当初の測定では+Bと+B1の電圧が低めだった。+B1はFETリプルフィルタに変更し、その際に電圧を設計に合わせた。+BはR10を75kΩから51kΩに変更し+Bの電圧を上げた。
再び回路の電圧を測定。AC100V換算で+Bは420V、+B1は111Vとなり、設計時の電圧にほぼ等しくなった。
現状のシャーシ内部。シャーシアースポイントを変更しているのがわかるだろうか。信号ショートループコンデンサは場所に困ってカソードバイパスコンデンサの右横にした。
現状のアンプは無帰還でも良好な特性だが、利得が43倍~44倍と多すぎる。NFBをかけることにして手持ちの抵抗で利得とNFB量を探ってみた。
私のオーディオシステムでは、メインアンプは15倍~20倍の利得としている。これはDACの出力が0.64Vと低いため。この利得に合わせるべくNFB抵抗値を決める。
裸特性が良いので深めのNFBをかけたい。NFB抵抗は1.5kΩとした。NFB量は8.2dBとなる。
LchのNFB有り無しの周波数特性。80kHz付近に小ピークが生じたのでNFB抵抗と並列に位相補正容量を入れる。値を探ったところ、470pFでほぼフラットになることがわかった。
RchのNFB前後の周波数特性。こちらも同様になった。
この位相補正容量は音色に影響があるので、私は千石電商で扱っている東信工業のポリプロピレンフィルムコンデンサにしている。いろんな容量が選べて1個21円。(通販では10個単位)
詳細な特性を測定した。高域-3dB点は130kHzまで伸びた。歪率5%での1kHzにおける出力は5.4W~5.5Wと望外の値が得られた。NFB量は8.2dBと深め。DFは8.0~9.1と十分。残留ノイズは特に低く、オーディオアナライザではLch 40μV、Rch 50μVだった。
クロストーク特性。20Hz~20kHzでは20Hzがリミットして-71dB以下となった。
Lchの歪率特性。低歪みで0.1Wまでは全ての周波数で0.1%より低くなった。拙シングルアンプではこんなに低くなるのは記憶にない。1kHzでの歪率カーブが低いのは歪みの打ち消しのためと思われる。

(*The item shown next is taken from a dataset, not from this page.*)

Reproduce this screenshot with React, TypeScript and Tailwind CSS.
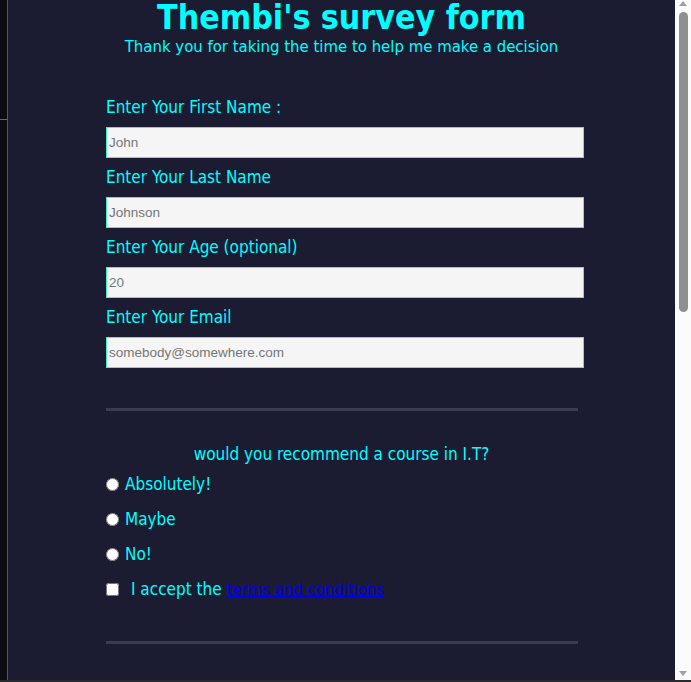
import React from 'react';

const fields = [
  { label: 'Enter Your First Name :', type: 'text', placeholder: 'John' },
  { label: 'Enter Your Last Name', type: 'text', placeholder: 'Johnson' },
  { label: 'Enter Your Age (optional)', type: 'number', placeholder: '20' },
  { label: 'Enter Your Email', type: 'email', placeholder: 'somebody@somewhere.com' },
];

const options = ['Absolutely!', 'Maybe', 'No!'];

export default function App() {
  return (
    <div className="flex h-[682px] w-[691px] flex-col overflow-hidden bg-[#2a2a2a] font-['DejaVu_Sans_Condensed','DejaVu_Sans',sans-serif]">
      <div className="flex h-[680px]">
        {/* neighbouring pane edge */}
        <div className="flex w-[8px] flex-col border-r border-[#55575c] bg-[#0b0d12]">
          <div className="mt-[119px] h-px w-full bg-[#3b6fb8]" />
        </div>

        <main className="flex-1 bg-[#1b1b32]">
          <header className="pt-[2px] text-center text-[#00ffff]">
            <h1 className="text-[33.6px] font-bold leading-[32px]">Thembi's survey form</h1>
            <p className="mt-[3px] text-[16.6px] leading-[20px]">
              Thank you for taking the time to help me make a decision
            </p>
          </header>

          <form className="mt-[31px]">
            <div className="ml-[98px] w-[478px]">
              {fields.map((f) => (
                <div key={f.label}>
                  <label className="block h-[39px] pt-[9px] text-[17px] leading-[20px] text-[#00ffff]">
                    {f.label}
                  </label>
                  <input
                    type={f.type}
                    placeholder={f.placeholder}
                    className="block h-[31px] w-full border border-[#4af0c0] bg-[#f5f5f5] px-[2px] font-['Liberation_Sans',Arial,sans-serif] text-[13.5px] text-black outline-none placeholder:text-[#757575]"
                  />
                </div>
              ))}
              <div className="mt-[40px] h-[3px] w-[472px] bg-[#3b3b4f]" />
            </div>

            <p className="h-[56px] pt-[33px] text-center text-[17px] leading-[20px] text-[#00ffff]">
              would you recommend a course in I.T?
            </p>

            <div className="ml-[98px]">
              {options.map((o) => (
                <label key={o} className="flex h-[35px] items-center gap-[6px] text-[17px] text-[#00ffff]">
                  <input type="radio" name="recommend" className="m-0 h-[13px] w-[13px]" />
                  {o}
                </label>
              ))}
              <label className="flex h-[35px] items-center gap-[12px] text-[17px] text-[#00ffff]">
                <input type="checkbox" className="m-0 h-[13px] w-[13px]" />
                <span>
                  I accept the{' '}
                  <a href="#" className="text-[16.6px] text-[#0000ee] underline">
                    terms and conditions
                  </a>
                </span>
              </label>
              <div className="mt-[34px] h-[3px] w-[472px] bg-[#3b3b4f]" />
            </div>
          </form>
        </main>

        {/* scrollbar */}
        <div className="flex w-[16px] flex-col items-center bg-[#fbfbfb]">
          <div className="mt-[1px] h-0 w-0 border-x-[4px] border-b-[5px] border-x-transparent border-b-[#a0a0a0]" />
          <div className="mt-[6px] h-[300px] w-[9px] rounded-full bg-[#8f8f8f]" />
          <div className="mt-auto mb-[4px] h-0 w-0 border-x-[4px] border-t-[5px] border-x-transparent border-t-[#a0a0a0]" />
        </div>
      </div>
    </div>
  );
}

Rchの歪率特性。こちらも同様で、各周波数でカーブが揃っている。
SP端子に0.047μF~0.47μFのコンデンサをつないで方形波観測し、ダミーロードをオンオフしてみるが発振には至らなかった。(10kHz方形波、ダミーロード8Ωでの出力4Vp-p、200mV/div[プローブ10:1]、20μS/div)
特性的には問題ないことが確認できたので、3階の自室で試聴する。フロントの保護紙を外しているのは、シャーシが熱くなると塗装が柔らかくなり、保護紙の跡が付いてしまうことがあったため。
一聴して清々しい音色に感じた。繊細感や音場感に優れる。スケール感があって迫力十分。なんかもうチューニングが必要とは思えない。何かをいじればもっと良くなるのかもしれないが、現状でもかなり実力はあるとみた。